Written request: Please output every line of the material as it stands, without the pictures.

Dataset content:
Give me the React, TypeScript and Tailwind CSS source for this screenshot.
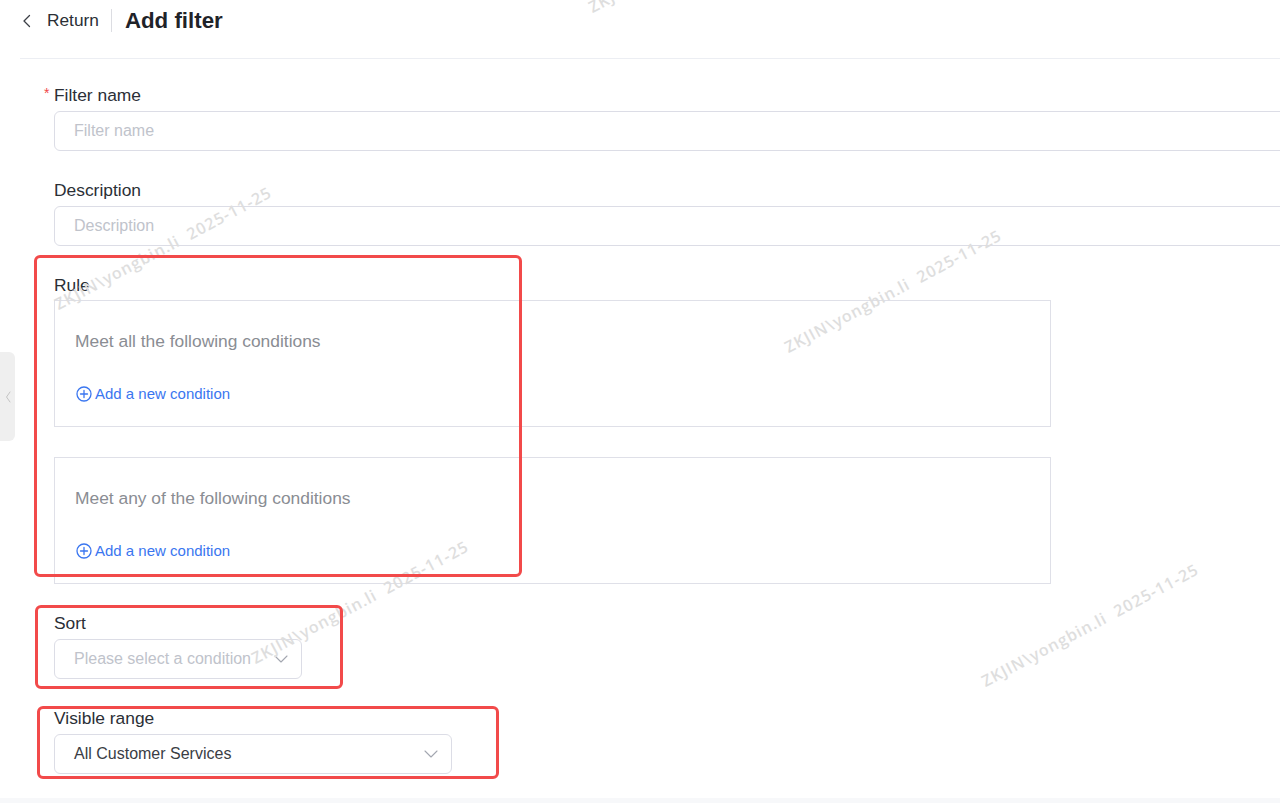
import React from "react";

const Chevron = ({ className = "" }: { className?: string }) => (
  <svg width="14" height="8" viewBox="0 0 14 8" className={className} fill="none">
    <path d="M1 1l6 6 6-6" stroke="#a3a7b0" strokeWidth="1.1" strokeLinecap="round" strokeLinejoin="round" />
  </svg>
);

const AddIcon = () => (
  <svg width="16" height="16" viewBox="0 0 16 16" fill="none">
    <circle cx="8" cy="8" r="7" stroke="#3a76f0" strokeWidth="1.3" />
    <path d="M8 4.5v7M4.5 8h7" stroke="#3a76f0" strokeWidth="1.3" strokeLinecap="round" />
  </svg>
);

const Label = ({ text, required }: { text: string; required?: boolean }) => (
  <div className="flex items-center h-[24px] mb-[4px] text-[17.4px] leading-[24px] text-[#2b2f36]">
    {required && <span className="-ml-[10px] w-[10px] text-[#f04848] text-[14px] self-start leading-[20px]">*</span>}
    <span>{text}</span>
  </div>
);

const ConditionBox = ({ title }: { title: string }) => (
  <div className="w-[997px] h-[127px] border border-[#dfe0e8] pl-[20px] pt-[28px] flex flex-col">
    <div className="text-[17.4px] leading-[24px] text-[#8a8d93]">{title}</div>
    <div className="mt-[31px] flex items-center gap-[3px] h-[20px] text-[15px] text-[#3a76f0]">
      <span className="ml-[1px] flex"><AddIcon /></span>
      <span>Add a new condition</span>
    </div>
  </div>
);

const Watermark = ({ cx, cy }: { cx: number; cy: number }) => (
  <div
    className="absolute w-[270px] h-[20px] flex items-center justify-center -rotate-[28deg] whitespace-pre text-[16px] tracking-[1px] font-semibold text-[#dedede] pointer-events-none"
    style={{ left: cx - 135, top: cy - 10, fontFamily: '"Open Sans", "Noto Sans", sans-serif' }}
  >
    {"ZKJIN\\yongbin.li  2025-11-25"}
  </div>
);

const RedBox = ({ l, t, w, h }: { l: number; t: number; w: number; h: number }) => (
  <div
    className="absolute border-[3px] border-[#f24a4a] rounded-[6px] pointer-events-none"
    style={{ left: l, top: t, width: w, height: h }}
  />
);

export default function App() {
  return (
    <div
      className="relative w-[1280px] h-[803px] overflow-hidden bg-white"
      style={{ fontFamily: '"Liberation Sans", Arial, sans-serif' }}
    >
      <div className="flex flex-col h-full">
        <div className="flex flex-col flex-1 pl-[20px]">
          {/* header */}
          <div className="h-[59px] border-b border-[#eceef3]">
            <div className="h-[41px] flex items-center">
              <svg width="10" height="14" viewBox="0 0 10 14" className="ml-[2px]" fill="none">
                <path d="M7.5 1.5L2 7l5.5 5.5" stroke="#3b3f46" strokeWidth="1.3" strokeLinecap="round" strokeLinejoin="round" />
              </svg>
              <span className="ml-[15px] text-[17.3px] text-[#2b2f36]">Return</span>
              <span className="ml-[12px] w-px h-[23px] bg-[#dcdde2]" />
              <span className="ml-[13px] text-[22.3px] font-bold text-[#1f2329]">Add filter</span>
            </div>
          </div>

          {/* form */}
          <div className="pl-[34px] pt-[24px] flex flex-col">
            <Label text="Filter name" required />
            <div className="w-[1240px] h-[40px] border border-[#dcdde6] rounded-[6px] flex items-center pl-[19px] text-[16px] text-[#c0c3cb]">
              Filter name
            </div>

            <div className="mt-[27px]">
              <Label text="Description" />
            </div>
            <div className="w-[1240px] h-[40px] border border-[#dcdde6] rounded-[6px] flex items-center pl-[19px] text-[16px] text-[#c0c3cb]">
              Description
            </div>

            <div className="mt-[27px]">
              <div className="h-[24px] mb-[3px] text-[17.4px] leading-[24px] text-[#2b2f36]">Rule</div>
            </div>
            <ConditionBox title="Meet all the following conditions" />
            <div className="mt-[30px]">
              <ConditionBox title="Meet any of the following conditions" />
            </div>

            <div className="mt-[27px]">
              <Label text="Sort" />
            </div>
            <div className="w-[248px] h-[40px] border border-[#dcdde6] rounded-[6px] flex items-center justify-between pl-[19px] pr-[13px] text-[16px] text-[#c0c3cb]">
              <span>Please select a condition</span>
              <Chevron />
            </div>

            <div className="mt-[27px]">
              <Label text="Visible range" />
            </div>
            <div className="w-[398px] h-[40px] border border-[#dcdde6] rounded-[6px] flex items-center justify-between pl-[19px] pr-[13px] text-[16px] text-[#3a3d44]">
              <span>All Customer Services</span>
              <Chevron />
            </div>
          </div>
        </div>
        <div className="h-[5px] bg-[#f7f8fa]" />
      </div>

      {/* left collapse tab */}
      <div className="absolute left-0 top-[352px] w-[15px] h-[89px] bg-[#efefef] rounded-r-[6px] flex items-center justify-center">
        <svg width="6" height="12" viewBox="0 0 6 12" fill="none">
          <path d="M5 1L1.5 6 5 11" stroke="#c4c4c4" strokeWidth="1" strokeLinecap="round" strokeLinejoin="round" />
        </svg>
      </div>

      {/* watermarks */}
      <Watermark cx={163} cy={248} />
      <Watermark cx={893} cy={291} />
      <Watermark cx={360} cy={602} />
      <Watermark cx={1090} cy={625} />
      <Watermark cx={697} cy={-49} />

      {/* red annotation boxes */}
      <RedBox l={34} t={255} w={488} h={322} />
      <RedBox l={35} t={605} w={308} h={84} />
      <RedBox l={37} t={706} w={462} h={73} />
    </div>
  );
}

Answer to this problem:
Give me the React, TypeScript and Tailwind CSS source for this screenshot.
import React from "react";

const Chevron = ({ className = "" }: { className?: string }) => (
  <svg width="14" height="8" viewBox="0 0 14 8" className={className} fill="none">
    <path d="M1 1l6 6 6-6" stroke="#a3a7b0" strokeWidth="1.1" strokeLinecap="round" strokeLinejoin="round" />
  </svg>
);

const AddIcon = () => (
  <svg width="16" height="16" viewBox="0 0 16 16" fill="none">
    <circle cx="8" cy="8" r="7" stroke="#3a76f0" strokeWidth="1.3" />
    <path d="M8 4.5v7M4.5 8h7" stroke="#3a76f0" strokeWidth="1.3" strokeLinecap="round" />
  </svg>
);

const Label = ({ text, required }: { text: string; required?: boolean }) => (
  <div className="flex items-center h-[24px] mb-[4px] text-[17.4px] leading-[24px] text-[#2b2f36]">
    {required && <span className="-ml-[10px] w-[10px] text-[#f04848] text-[14px] self-start leading-[20px]">*</span>}
    <span>{text}</span>
  </div>
);

const ConditionBox = ({ title }: { title: string }) => (
  <div className="w-[997px] h-[127px] border border-[#dfe0e8] pl-[20px] pt-[28px] flex flex-col">
    <div className="text-[17.4px] leading-[24px] text-[#8a8d93]">{title}</div>
    <div className="mt-[31px] flex items-center gap-[3px] h-[20px] text-[15px] text-[#3a76f0]">
      <span className="ml-[1px] flex"><AddIcon /></span>
      <span>Add a new condition</span>
    </div>
  </div>
);

const Watermark = ({ cx, cy }: { cx: number; cy: number }) => (
  <div
    className="absolute w-[270px] h-[20px] flex items-center justify-center -rotate-[28deg] whitespace-pre text-[16px] tracking-[1px] font-semibold text-[#dedede] pointer-events-none"
    style={{ left: cx - 135, top: cy - 10, fontFamily: '"Open Sans", "Noto Sans", sans-serif' }}
  >
    {"ZKJIN\\yongbin.li  2025-11-25"}
  </div>
);

const RedBox = ({ l, t, w, h }: { l: number; t: number; w: number; h: number }) => (
  <div
    className="absolute border-[3px] border-[#f24a4a] rounded-[6px] pointer-events-none"
    style={{ left: l, top: t, width: w, height: h }}
  />
);

export default function App() {
  return (
    <div
      className="relative w-[1280px] h-[803px] overflow-hidden bg-white"
      style={{ fontFamily: '"Liberation Sans", Arial, sans-serif' }}
    >
      <div className="flex flex-col h-full">
        <div className="flex flex-col flex-1 pl-[20px]">
          {/* header */}
          <div className="h-[59px] border-b border-[#eceef3]">
            <div className="h-[41px] flex items-center">
              <svg width="10" height="14" viewBox="0 0 10 14" className="ml-[2px]" fill="none">
                <path d="M7.5 1.5L2 7l5.5 5.5" stroke="#3b3f46" strokeWidth="1.3" strokeLinecap="round" strokeLinejoin="round" />
              </svg>
              <span className="ml-[15px] text-[17.3px] text-[#2b2f36]">Return</span>
              <span className="ml-[12px] w-px h-[23px] bg-[#dcdde2]" />
              <span className="ml-[13px] text-[22.3px] font-bold text-[#1f2329]">Add filter</span>
            </div>
          </div>

          {/* form */}
          <div className="pl-[34px] pt-[24px] flex flex-col">
            <Label text="Filter name" required />
            <div className="w-[1240px] h-[40px] border border-[#dcdde6] rounded-[6px] flex items-center pl-[19px] text-[16px] text-[#c0c3cb]">
              Filter name
            </div>

            <div className="mt-[27px]">
              <Label text="Description" />
            </div>
            <div className="w-[1240px] h-[40px] border border-[#dcdde6] rounded-[6px] flex items-center pl-[19px] text-[16px] text-[#c0c3cb]">
              Description
            </div>

            <div className="mt-[27px]">
              <div className="h-[24px] mb-[3px] text-[17.4px] leading-[24px] text-[#2b2f36]">Rule</div>
            </div>
            <ConditionBox title="Meet all the following conditions" />
            <div className="mt-[30px]">
              <ConditionBox title="Meet any of the following conditions" />
            </div>

            <div className="mt-[27px]">
              <Label text="Sort" />
            </div>
            <div className="w-[248px] h-[40px] border border-[#dcdde6] rounded-[6px] flex items-center justify-between pl-[19px] pr-[13px] text-[16px] text-[#c0c3cb]">
              <span>Please select a condition</span>
              <Chevron />
            </div>

            <div className="mt-[27px]">
              <Label text="Visible range" />
            </div>
            <div className="w-[398px] h-[40px] border border-[#dcdde6] rounded-[6px] flex items-center justify-between pl-[19px] pr-[13px] text-[16px] text-[#3a3d44]">
              <span>All Customer Services</span>
              <Chevron />
            </div>
          </div>
        </div>
        <div className="h-[5px] bg-[#f7f8fa]" />
      </div>

      {/* left collapse tab */}
      <div className="absolute left-0 top-[352px] w-[15px] h-[89px] bg-[#efefef] rounded-r-[6px] flex items-center justify-center">
        <svg width="6" height="12" viewBox="0 0 6 12" fill="none">
          <path d="M5 1L1.5 6 5 11" stroke="#c4c4c4" strokeWidth="1" strokeLinecap="round" strokeLinejoin="round" />
        </svg>
      </div>

      {/* watermarks */}
      <Watermark cx={163} cy={248} />
      <Watermark cx={893} cy={291} />
      <Watermark cx={360} cy={602} />
      <Watermark cx={1090} cy={625} />
      <Watermark cx={697} cy={-49} />

      {/* red annotation boxes */}
      <RedBox l={34} t={255} w={488} h={322} />
      <RedBox l={35} t={605} w={308} h={84} />
      <RedBox l={37} t={706} w={462} h={73} />
    </div>
  );
}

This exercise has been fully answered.